“¡Cuántas veces quise juntar a tus hijos, como la gallina a sus polluelos debajo de sus alas, y no quisiste!” (Lucas 13:34)
“Llamé, y no quisisteis oír, Extendí mi mano, y no hubo quien atendiese, Sino que desechasteis todo consejo mío Y mi reprensión no quisisteis” (Proverbios 1:24,25)
“Porque por gracia sois salvos por medio de la fe; y esto no de vosotros, pues es don de Dios” (Efesios 2:8)
La fe no es algo intrínseco en el hombre, no está en su esencia. La fe es don de Dios. El hombre dejado a su arbitrio, no busca a Dios, ni busca el bien, sino que se precipita a la perdición, porque está corrompido completamente por el pecado que lo domina.
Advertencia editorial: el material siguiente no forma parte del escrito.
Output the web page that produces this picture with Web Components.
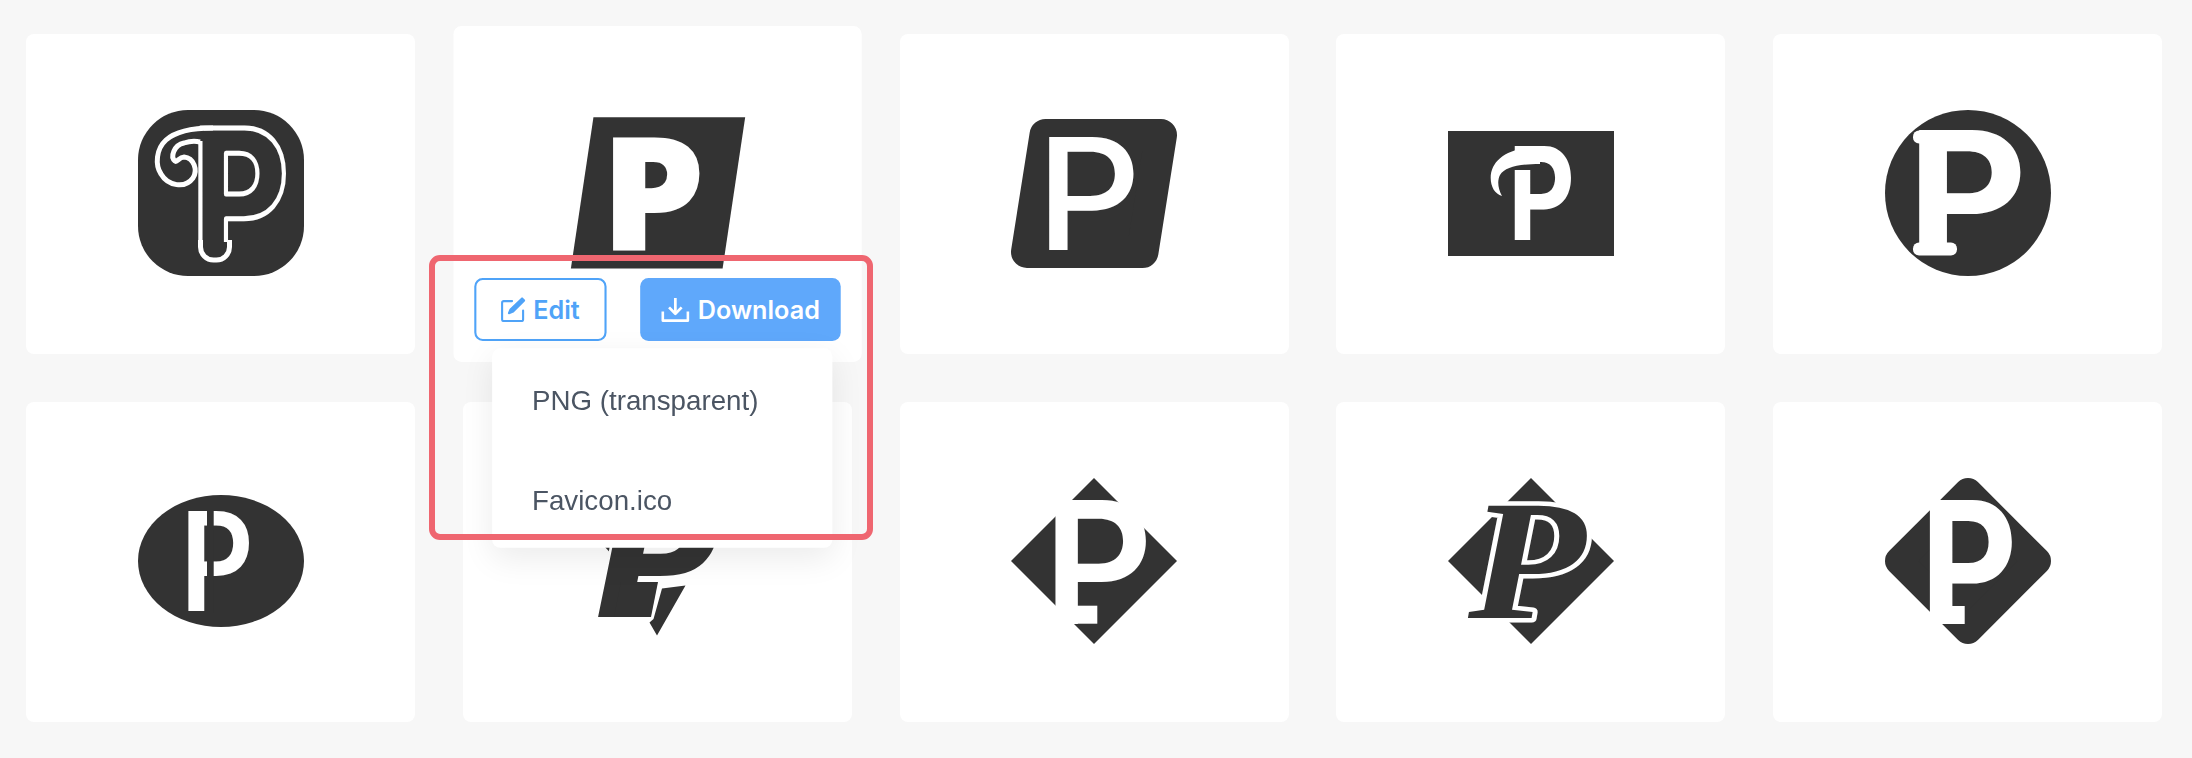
<!DOCTYPE html>
<html>
<head>
<meta charset="utf-8">
<title>Logos</title>
<style>
  html, body { margin: 0; background: #f7f7f7; }
  body { font-family: 'Inter', sans-serif; overflow: hidden; }
</style>
</head>
<body>
<logo-page>
  <logo-card><logo-mark name="curl"></logo-mark></logo-card>
  <logo-card active>
    <logo-mark name="slant"></logo-mark>
    <button-row slot="overlay"></button-row>
    <download-menu slot="overlay">
      <menu-item>PNG (transparent)</menu-item>
      <menu-item>Favicon.ico</menu-item>
    </download-menu>
  </logo-card>
  <logo-card><logo-mark name="round-slant"></logo-mark></logo-card>
  <logo-card><logo-mark name="rect"></logo-mark></logo-card>
  <logo-card><logo-mark name="circle"></logo-mark></logo-card>
  <logo-card><logo-mark name="oval"></logo-mark></logo-card>
  <logo-card><logo-mark name="shard"></logo-mark></logo-card>
  <logo-card><logo-mark name="diamond"></logo-mark></logo-card>
  <logo-card><logo-mark name="diamond-italic"></logo-mark></logo-card>
  <logo-card><logo-mark name="diamond-round"></logo-mark></logo-card>
  <red-frame slot="frame"></red-frame>
</logo-page>

<script>
const DARK = '#333';

// each logo is drawn at 166 wide, the P stays real text
const MARKS = {
  curl: { h: 166, svg: `
    <rect width="166" height="166" rx="50" fill="${DARK}"/>
    <text transform="translate(54 150) scale(.82 1)" font-family="Inter" font-weight="800" font-size="181" fill="${DARK}" stroke="#fff" stroke-width="5" stroke-linejoin="round">P</text>
    <path d="M62 20V31" stroke="${DARK}" stroke-width="8"/>
    <rect x="56" y="132" width="42" height="24" fill="${DARK}"/>
    <path d="M62.500 130V137a13 13 0 0 0 13 13h3a13 13 0 0 0 13-13V130" fill="none" stroke="#fff" stroke-width="5"/>
    <path d="M75 18C55 18 38 21 28 30C18 39 17 55 23 64C30 76 47 79 55 68C60 60 56 48 46 47C41 47 39 53 37 51C32 47 36 35 46 33C52 31 58 31 62 32" fill="none" stroke="#fff" stroke-width="5"/>` },
  slant: { h: 144, svg: `
    <polygon points="21.5,0 166,0 144.5,144 0,144" fill="${DARK}"/>
    <text transform="translate(28 126) scale(1.05 1)" font-family="Open Sans" font-weight="800" font-size="151" fill="#fff">P</text>` },
  'round-slant': { h: 149, svg: `
    <polygon points="34.5,16 150,16 131.5,133 16,133" fill="${DARK}" stroke="${DARK}" stroke-width="32" stroke-linejoin="round"/>
    <text transform="translate(25 131) scale(1.06 1)" font-family="Inter" font-weight="500" font-size="155" fill="#fff">P</text>` },
  rect: { h: 125, svg: `
    <rect width="166" height="125" fill="${DARK}"/>
    <text transform="translate(60 109) scale(.8 1)" font-family="Inter" font-weight="700" font-size="129" fill="#fff">P</text>
    <rect x="66" y="33" width="23" height="6" fill="${DARK}"/>
    <path d="M92 15.700C62 15.700 42.700 28 42.700 47C42.700 56 47 63 54 65C50 58 49 50 52 44C57 36 70 33 92 33Z" fill="#fff"/>` },
  circle: { h: 166, svg: `
    <circle cx="83" cy="83" r="83" fill="${DARK}"/>
    <text transform="translate(22 145.400) scale(1.08 1)" font-family="Inter" font-weight="700" font-size="172" fill="#fff">P</text>
    <rect x="28" y="20.400" width="24" height="13" rx="6" fill="#fff"/>
    <rect x="28" y="132.400" width="44" height="13" rx="6" fill="#fff"/>` },
  oval: { h: 132, svg: `
    <ellipse cx="83" cy="66" rx="83" ry="66" fill="${DARK}"/>
    <text transform="translate(41 116.400) scale(.85 1)" font-family="Lato" font-weight="700" font-size="138" fill="#fff">P</text>
    <rect x="69" y="15" width="6.700" height="103" fill="${DARK}"/>` },
  shard: { h: 166, svg: `
    <polygon points="31,69 37,69 39,78" fill="${DARK}"/>
    <polygon points="88,110.500 111.500,107.500 83,157.500 75.500,144.500 79.500,141" fill="${DARK}"/>
    <text transform="translate(20.500 139) scale(1.045 1)" font-family="DejaVu Sans" font-weight="700" font-style="italic" font-size="163" fill="${DARK}" stroke="#fff" stroke-width="5" paint-order="stroke">P</text>
    <polygon points="40,139 77,139 84,104 47,104" fill="${DARK}"/>` },
  diamond: { h: 166, svg: `
    <polygon points="83,0 166,83 83,166 0,83" fill="${DARK}"/>
    <text x="32" y="145.700" font-family="Inter" font-weight="600" font-size="171" fill="#fff">P</text>
    <rect x="66" y="127.700" width="20.300" height="18" fill="#fff"/>` },
  'diamond-italic': { h: 166, svg: `
    <polygon points="83,0 166,83 83,166 0,83" fill="${DARK}"/>
    <text transform="translate(20 140) scale(1.12 1)" font-family="Liberation Serif" font-weight="700" font-style="italic" font-size="172" fill="${DARK}" stroke="#fff" stroke-width="9" paint-order="stroke" stroke-linejoin="round">P</text>` },
  'diamond-round': { h: 166, svg: `
    <polygon points="83,14 152,83 83,152 14,83" fill="${DARK}" stroke="${DARK}" stroke-width="28" stroke-linejoin="round"/>
    <text transform="translate(35 146) scale(.88 1)" font-family="Inter" font-weight="700" font-size="171" fill="#fff">P</text>
    <rect x="67" y="128" width="12.700" height="18" fill="#fff"/>` }
};

const pageTpl = document.createElement('template');
pageTpl.innerHTML = `
  <style>
    :host { display: block; position: relative; width: 2192px; height: 758px; box-sizing: border-box; padding: 34px 0 0 26px; background: #f7f7f7; }
    .grid { display: grid; grid-template-columns: repeat(5, 389px); grid-auto-rows: 320px; gap: 48px 47.8px; }
  </style>
  <div class="grid"><slot></slot></div>
  <slot name="frame"></slot>
`;
class LogoPage extends HTMLElement {
  constructor() {
    super();
    this.attachShadow({ mode: 'open' });
    this.shadowRoot.appendChild(pageTpl.content.cloneNode(true));
  }
}

const cardTpl = document.createElement('template');
cardTpl.innerHTML = `
  <style>
    :host { display: flex; align-items: center; justify-content: center; position: relative; box-sizing: border-box; padding-bottom: 2px; background: #fff; border-radius: 8px; }
    :host([active]) { transform: scale(1.05); z-index: 2; }
  </style>
  <slot></slot>
  <slot name="overlay"></slot>
`;
class LogoCard extends HTMLElement {
  constructor() {
    super();
    this.attachShadow({ mode: 'open' });
    this.shadowRoot.appendChild(cardTpl.content.cloneNode(true));
  }
}

class LogoMark extends HTMLElement {
  constructor() {
    super();
    this.attachShadow({ mode: 'open' });
  }
  connectedCallback() {
    const mark = MARKS[this.getAttribute('name')];
    this.shadowRoot.innerHTML = `
      <style>
        :host { display: block; width: 166px; }
        svg { display: block; overflow: visible; }
      </style>
      <svg width="166" height="${mark.h}" viewBox="0 0 166 ${mark.h}">${mark.svg}</svg>`;
  }
}

const rowTpl = document.createElement('template');
rowTpl.innerHTML = `
  <style>
    :host { position: absolute; left: 20px; right: 20px; bottom: 20px; display: flex; justify-content: space-between; font: 600 24px 'Inter', sans-serif; }
    .btn { box-sizing: border-box; height: 60px; display: flex; align-items: center; justify-content: center; gap: 7px; border-radius: 8px; }
    .edit { width: 125.500px; border: 2px solid #4fa3f8; color: #4fa3f8; background: #fff; }
    .download { width: 191px; background: #5fa8fb; color: #fff; gap: 8px; }
    svg { display: block; flex: none; }
  </style>
  <div class="btn edit">
    <svg width="24" height="24" viewBox="0 0 24 24" fill="none" stroke="currentColor" stroke-width="2" stroke-linecap="round" stroke-linejoin="round">
      <path d="M11 4H3a1.500 1.500 0 0 0-1.500 1.500v16A1.500 1.500 0 0 0 3 23h17a1.500 1.500 0 0 0 1.500-1.500V13"/>
      <path d="M20.500 1.500l2 2L12 14l-4 1.500L9.500 12z" fill="currentColor"/>
    </svg>
    <span>Edit</span>
  </div>
  <div class="btn download">
    <svg width="27" height="24" viewBox="0 0 27 24" fill="none" stroke="currentColor" stroke-width="2.600" stroke-linejoin="round">
      <path d="M1.500 14v8.500h24V14"/>
      <path d="M13.500 1V15"/>
      <path d="M7.500 10l6 6 6-6"/>
    </svg>
    <span>Download</span>
  </div>
`;
class ButtonRow extends HTMLElement {
  constructor() {
    super();
    this.attachShadow({ mode: 'open' });
    this.shadowRoot.appendChild(rowTpl.content.cloneNode(true));
  }
}

const menuTpl = document.createElement('template');
menuTpl.innerHTML = `
  <style>
    :host { position: absolute; left: 37px; top: 307px; width: 324px; display: block; background: #fff; border-radius: 8px; box-shadow: 0 10px 30px rgba(0,0,0,.08); }
  </style>
  <slot></slot>
`;
class DownloadMenu extends HTMLElement {
  constructor() {
    super();
    this.attachShadow({ mode: 'open' });
    this.shadowRoot.appendChild(menuTpl.content.cloneNode(true));
  }
}

const itemTpl = document.createElement('template');
itemTpl.innerHTML = `
  <style>
    :host { display: flex; align-items: center; box-sizing: border-box; height: 95px; padding: 5px 0 0 38px; font: 400 26.400px 'Liberation Sans', sans-serif; color: #4b5563; }
  </style>
  <slot></slot>
`;
class MenuItem extends HTMLElement {
  constructor() {
    super();
    this.attachShadow({ mode: 'open' });
    this.shadowRoot.appendChild(itemTpl.content.cloneNode(true));
  }
}

const frameTpl = document.createElement('template');
frameTpl.innerHTML = `
  <style>
    :host { position: absolute; left: 429px; top: 255px; width: 444px; height: 285px; box-sizing: border-box; border: 6px solid #ef6670; border-radius: 11px; z-index: 5; }
  </style>
`;
class RedFrame extends HTMLElement {
  constructor() {
    super();
    this.attachShadow({ mode: 'open' });
    this.shadowRoot.appendChild(frameTpl.content.cloneNode(true));
  }
}

customElements.define('logo-page', LogoPage);
customElements.define('logo-card', LogoCard);
customElements.define('logo-mark', LogoMark);
customElements.define('button-row', ButtonRow);
customElements.define('download-menu', DownloadMenu);
customElements.define('menu-item', MenuItem);
customElements.define('red-frame', RedFrame);
</script>
</body>
</html>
Por eso Dios, para que los hombres sean salvos, los busca, los llama, los despierta del sueño espiritual en el que se encuentran aletargados, y los coloca bajo la iluminación del Espíritu Santo y de la Palabra de vida, para, finalmente, presentarles al Salvador, su Hijo Jesucristo. Quienes, en esos momentos, cierran sus oídos, manifestando una voluntad activa para salir de esa luz y del trabajo de Dios que se está ejecutando en ellos que debe conducirlos al reconocimiento de lo que son, al arrepentimiento de sus pecados y a aceptar a Cristo como su único salvador, se pierden. Pero se pierden, porque rehúsan creer, no porque hayan nacido sin fe y Dios no se las haya querido proveer.
El hombre muerto en sus pecados, tiene la facultad para rechazar a Dios, pero no tiene la facultad para buscar a Dios por iniciativa propia. Para eso necesita que se efectúe en él, el trabajo divino, pues mediante ese trabajo, terminará reconociendo que es un pecador perdido y aceptando a Cristo, con una fe que no es algo con lo cual nació.